STATED TASK
Omit the pictures and print exactly the lines of the listing below, starting at the first and ending at the line containing "const cell = 'border-2".

Rows from a dataset of pages and code:

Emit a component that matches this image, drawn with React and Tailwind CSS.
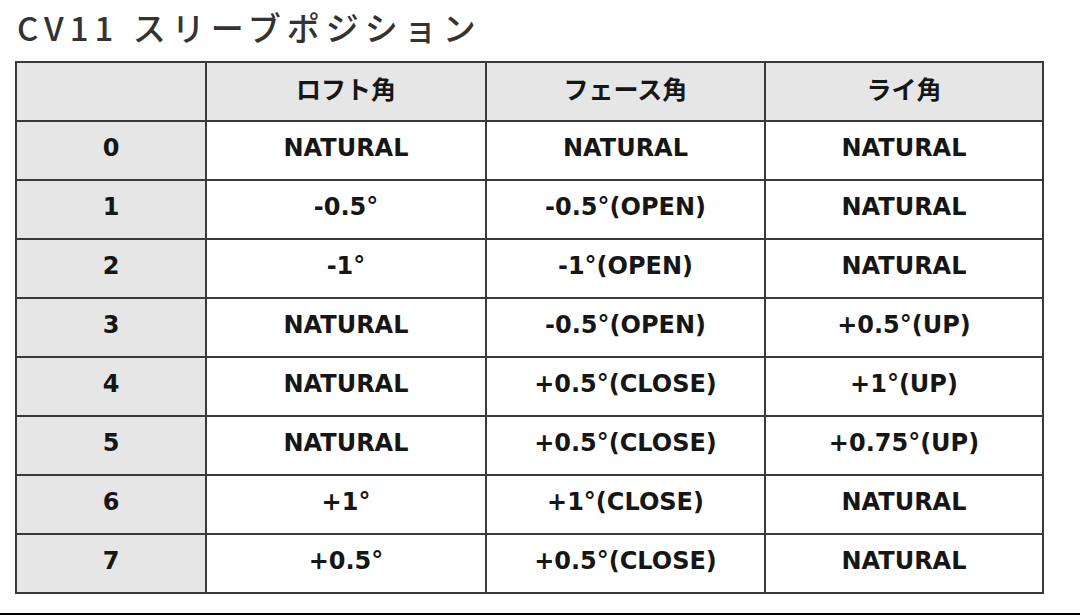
import React from 'react';

const rows = [
  ['0', 'NATURAL', 'NATURAL', 'NATURAL'],
  ['1', '-0.5°', '-0.5°(OPEN)', 'NATURAL'],
  ['2', '-1°', '-1°(OPEN)', 'NATURAL'],
  ['3', 'NATURAL', '-0.5°(OPEN)', '+0.5°(UP)'],
  ['4', 'NATURAL', '+0.5°(CLOSE)', '+1°(UP)'],
  ['5', 'NATURAL', '+0.5°(CLOSE)', '+0.75°(UP)'],
  ['6', '+1°', '+1°(CLOSE)', 'NATURAL'],
  ['7', '+0.5°', '+0.5°(CLOSE)', 'NATURAL'],
];

const cell = 'border-2 border-[#3a3a3a] h-[59px] p-0 pb-[5px] text-center align-middle';

export default function App() {
  return (
    <div className="w-[1080px] h-[615px] bg-white flex flex-col overflow-hidden">
      <div className="h-[61px] pl-[17px] pt-[6px]">
        <h1
          className="text-[33px] leading-[42px] font-medium tracking-[6px] text-[#333333]"
          style={{ fontFamily: '"Noto Sans CJK JP", sans-serif' }}
        >
          CV11 スリーブポジション
        </h1>
      </div>

      <div className="pl-[15px]">
        <table
          className="border-collapse table-fixed text-[#161616] font-bold"
          style={{ fontFamily: '"DejaVu Sans", "Noto Sans CJK JP", sans-serif' }}
        >
          <colgroup>
            <col className="w-[190px]" />
            <col className="w-[280px]" />
            <col className="w-[279px]" />
            <col className="w-[278px]" />
          </colgroup>
          <thead>
            <tr className="bg-[#e6e6e6]">
              <th className={cell}></th>
              {['ロフト角', 'フェース角', 'ライ角'].map(h => (
                <th
                  key={h}
                  className={`${cell} text-[25px] font-bold`}
                  style={{ fontFamily: '"Noto Sans CJK JP", sans-serif' }}
                >
                  {h}
                </th>
              ))}
            </tr>
          </thead>
          <tbody>
            {rows.map(r => (
              <tr key={r[0]} className="text-[24px]">
                <td className={`${cell} bg-[#e6e6e6]`}>{r[0]}</td>
                <td className={`${cell} bg-white`}>{r[1]}</td>
                <td className={`${cell} bg-white`}>{r[2]}</td>
                <td className={`${cell} bg-white`}>{r[3]}</td>
              </tr>
            ))}
          </tbody>
        </table>
      </div>

      <div className="flex-1" />
      <div className="h-[2px] bg-black" />
    </div>
  );
}
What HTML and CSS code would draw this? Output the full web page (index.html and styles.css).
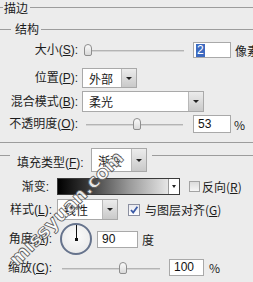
FILE: index.html
```html
<!DOCTYPE html>
<html lang="zh-CN">
<head>
<meta charset="utf-8">
<title>描边</title>
<link rel="stylesheet" href="styles.css">
</head>
<body>
<div class="dialog">
  <div class="legend legend-top">
    <span class="line l-3"></span>
    <span class="ltext t-top">描边</span>
    <span class="line grow"></span>
  </div>
  <div class="legend legend-sub">
    <span class="line l-11"></span>
    <span class="ltext t-sub">结构</span>
    <span class="line grow"></span>
  </div>

  <div class="row row-size">
    <span class="lbl lbl-78">大小(<u>S</u>):</span>
    <div class="slider sl-size"><span class="track"></span><span class="thumb" style="left:0px"></span></div>
    <div class="field f-size"><span class="hl">2</span></div>
    <span class="unit">像素</span>
  </div>

  <div class="row row-pos">
    <span class="lbl lbl-78">位置(<u>P</u>):</span>
    <div class="select s-pos"><span class="sval">外部</span><span class="sbtn"><i class="tri"></i></span></div>
  </div>

  <div class="row row-blend">
    <span class="lbl lbl-78">混合模式(<u>B</u>):</span>
    <div class="select s-blend"><span class="sval">柔光</span><span class="sbtn"><i class="tri"></i></span></div>
  </div>

  <div class="row row-opa">
    <span class="lbl lbl-78">不透明度(<u>O</u>):</span>
    <div class="slider sl-opa"><span class="track"></span><span class="thumb" style="left:47px"></span></div>
    <div class="field f-opa">53</div>
    <span class="unit u-pct">%</span>
  </div>

  <div class="sep"></div>

  <div class="legend legend-fill">
    <span class="line l-10"></span>
    <span class="lbl lbl-fill">填充类型(<u>F</u>):</span>
    <div class="select s-fill"><span class="sval">渐变</span><span class="sbtn"><i class="tri"></i></span></div>
    <span class="line grow l-fillr"></span>
  </div>

  <div class="row row-grad">
    <span class="lbl lbl-49">渐变:</span>
    <div class="gradbox"><span class="gfill"></span><span class="gbtn"><i class="tri small"></i></span></div>
    <span class="check c-rev"></span>
    <span class="ctext">反向(<u>R</u>)</span>
  </div>

  <div class="row row-style">
    <span class="lbl lbl-52">样式(<u>L</u>):</span>
    <div class="select s-style"><span class="sval">线性</span><span class="sbtn"><i class="tri"></i></span></div>
    <span class="check checked c-align"><svg width="10" height="10" viewBox="0 0 10 10"><path d="M2 5 L4.2 7.6 L8.4 1.8" fill="none" stroke="#3b5aa6" stroke-width="1.8"/></svg></span>
    <span class="ctext">与图层对齐(<u>G</u>)</span>
  </div>

  <div class="row row-angle">
    <span class="lbl lbl-52">角度(<u>A</u>):</span>
    <div class="dial"><span class="hand"></span><span class="dot"></span></div>
    <div class="field f-angle">90</div>
    <span class="unit">度</span>
  </div>

  <div class="row row-scale">
    <span class="lbl lbl-52">缩放(<u>C</u>):</span>
    <div class="slider sl-scale"><span class="track"></span><span class="thumb" style="left:57px"></span></div>
    <div class="field f-scale">100</div>
    <span class="unit u-pct2">%</span>
  </div>

  <div class="watermark">missyuan.com</div>
</div>
</body>
</html>
```

FILE: styles.css
```css
* { box-sizing: border-box; }
html, body { margin: 0; padding: 0; }
body {
  width: 253px;
  height: 282px;
  overflow: hidden;
  background: #ececec;
  font-family: "Liberation Sans", "Noto Sans CJK SC", sans-serif;
  font-size: 12px;
  color: #1c1c1c;
}
.dialog { position: relative; width: 253px; height: 282px; overflow: hidden; }
u { text-decoration: underline; text-underline-offset: 1px; }

/* group legends */
.legend { display: flex; align-items: center; height: 14px; }
.line { display: block; height: 1px; background: #9c9c9c; flex: none; }
.grow { flex: 1; }
.l-3 { width: 3px; }
.l-11 { width: 11px; }
.l-10 { width: 10px; }
.ltext { line-height: 14px; font-family: "Noto Sans CJK SC", sans-serif; }
.t-top { margin: 0 2px 0 1px; }
.t-sub { margin: 0 2px 0 4px; }
.legend-top { margin-top: 1px; height: 13px; }
.legend-sub { margin-top: 8px; }

/* rows */
.row { display: flex; align-items: center; white-space: nowrap; }
.lbl { flex: none; text-align: right; white-space: nowrap; line-height: 14px; }
.lbl-78 { width: 78px; }
.lbl-52 { width: 52px; }
.lbl-49 { width: 49px; }
.row-size { margin-top: 6px; height: 16px; }
.row-pos { margin-top: 10px; height: 20px; }
.row-blend { margin-top: 3px; height: 21px; }
.row-opa { margin-top: 3px; height: 18px; }

/* slider */
.slider { position: relative; flex: none; height: 12px; }
.track { position: absolute; left: 0; right: 0; top: 6px; height: 2px; background: #d4d4d4; border-top: 1px solid #b4b4b4; }
.thumb {
  position: absolute; top: 0; width: 8px; height: 12px;
  background: linear-gradient(#fbfbfb, #d9d9d9);
  border: 1px solid #8e8e8e;
  border-radius: 4px 4px 2px 2px;
}
.sl-size { margin-left: 6px; width: 100px; }
.sl-opa { margin-left: 8px; width: 97px; }
.sl-scale { margin-left: 10px; width: 98px; }

/* text fields */
.field {
  flex: none; background: #fff; border: 1px solid #a9a9a9;
  height: 17px; line-height: 15px; padding-left: 4px; font-size: 12px; color: #111;
}
.f-size { margin-left: 9px; width: 38px; height: 16px; line-height: 14px; padding-left: 2px; }
.hl { background: #3d6ac0; color: #fff; padding: 0 1px; display: inline-block; line-height: 13px; }
.f-opa { margin-left: 10px; width: 38px; height: 18px; line-height: 16px; }
.f-angle { margin-left: 5px; width: 41px; }
.f-scale { margin-left: 9px; width: 35px; }
.unit { flex: none; white-space: nowrap; margin-left: 4px; font-family: "Noto Sans CJK SC", sans-serif; }
.u-pct { margin-left: 3px; }
.u-pct2 { margin-left: 5px; }

/* select */
.select {
  flex: none; display: flex; background: #fff; border: 1px solid #a9a9a9;
  margin-left: 4px;
}
.sval { flex: 1; padding-left: 6px; font-family: "Noto Sans CJK SC", sans-serif; display: flex; align-items: center; }
.sbtn {
  flex: none; width: 15px; border-left: 1px solid #b8b8b8;
  background: linear-gradient(#ececec, #c9c9c9);
  display: flex; align-items: center; justify-content: center;
}
.tri { display: block; width: 0; height: 0; border-left: 3px solid transparent; border-right: 3px solid transparent; border-top: 3px solid #222; }
.s-pos { width: 55px; height: 20px; }
.s-blend { width: 122px; height: 21px; }
.s-fill { width: 56px; height: 24px; margin-left: 5px; }
.s-style { width: 61px; height: 21px; margin-left: 5px; }

/* separator */
.sep { margin-top: 9px; height: 1px; background: #9c9c9c; }

/* fill legend */
.legend-fill { margin-top: 5px; height: 24px; align-items: flex-start; }
.legend-fill .line { margin-top: 7px; }
.lbl-fill { margin-left: 7px; width: 69px; padding-top: 8px; text-align: left; }
.l-fillr { margin-left: 5px; }

/* gradient */
.row-grad { margin-top: 6px; height: 17px; }
.gradbox { flex: none; margin-left: 8px; width: 123px; height: 17px; display: flex; border: 1px solid #3a3a3a; background: #fff; }
.gfill { flex: 1; background: linear-gradient(90deg, #000 0%, #333 25%, #9a9a9a 65%, #e6e6e6 100%); }
.gbtn { flex: none; width: 11px; border-left: 1px solid #9a9a9a; display: flex; align-items: center; justify-content: center; background: #fff; }
.tri.small { border-left-width: 2.5px; border-right-width: 2.5px; border-top-width: 3px; }
.check {
  flex: none; width: 11px; height: 11px; border: 1px solid #a3a3a3;
  background: linear-gradient(#dcdcdc, #f6f6f6);
  display: flex; align-items: center; justify-content: center;
}
.checked { width: 12px; height: 12px; border-color: #8b8fa0; background: linear-gradient(#e9e9ee, #fdfdff); }
.c-rev { margin-left: 9px; }
.ctext { margin-left: 2px; font-family: "Noto Sans CJK SC", sans-serif; }
.row-style { margin-top: 4px; height: 21px; }
.c-align { margin-left: 10px; }
.row-style .ctext { margin-left: 5px; }

/* angle dial */
.row-angle { margin-top: 3px; height: 32px; }
.dial {
  flex: none; position: relative; margin-left: 8px; width: 32px; height: 32px; border-radius: 50%;
  border: 2px solid #66738c; background: radial-gradient(circle at 50% 40%, #fbfbfb, #e6e6e6);
}
.hand { position: absolute; left: 14px; top: 0; width: 1px; height: 15px; background: #111; }
.dot { position: absolute; left: 13px; top: 13px; width: 3px; height: 3px; background: #111; }

.row-scale { margin-top: 4px; height: 17px; }

/* watermark */
.watermark {
  position: absolute; left: 12px; top: 251px;
  transform: rotate(-45deg); transform-origin: left center;
  font-family: "DejaVu Sans", sans-serif; font-weight: bold; font-size: 19px; line-height: 22px;
  color: rgba(255,255,255,0.9);
  -webkit-text-stroke: 0.8px #5a5a5a;
  white-space: nowrap;
}
```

OUTPUT FOR THIS EXERCISE
Emit a component that matches this image, drawn with React and Tailwind CSS.
import React from 'react';

const rows = [
  ['0', 'NATURAL', 'NATURAL', 'NATURAL'],
  ['1', '-0.5°', '-0.5°(OPEN)', 'NATURAL'],
  ['2', '-1°', '-1°(OPEN)', 'NATURAL'],
  ['3', 'NATURAL', '-0.5°(OPEN)', '+0.5°(UP)'],
  ['4', 'NATURAL', '+0.5°(CLOSE)', '+1°(UP)'],
  ['5', 'NATURAL', '+0.5°(CLOSE)', '+0.75°(UP)'],
  ['6', '+1°', '+1°(CLOSE)', 'NATURAL'],
  ['7', '+0.5°', '+0.5°(CLOSE)', 'NATURAL'],
];

const cell = 'border-2 border-[#3a3a3a] h-[59px] p-0 pb-[5px] text-center align-middle';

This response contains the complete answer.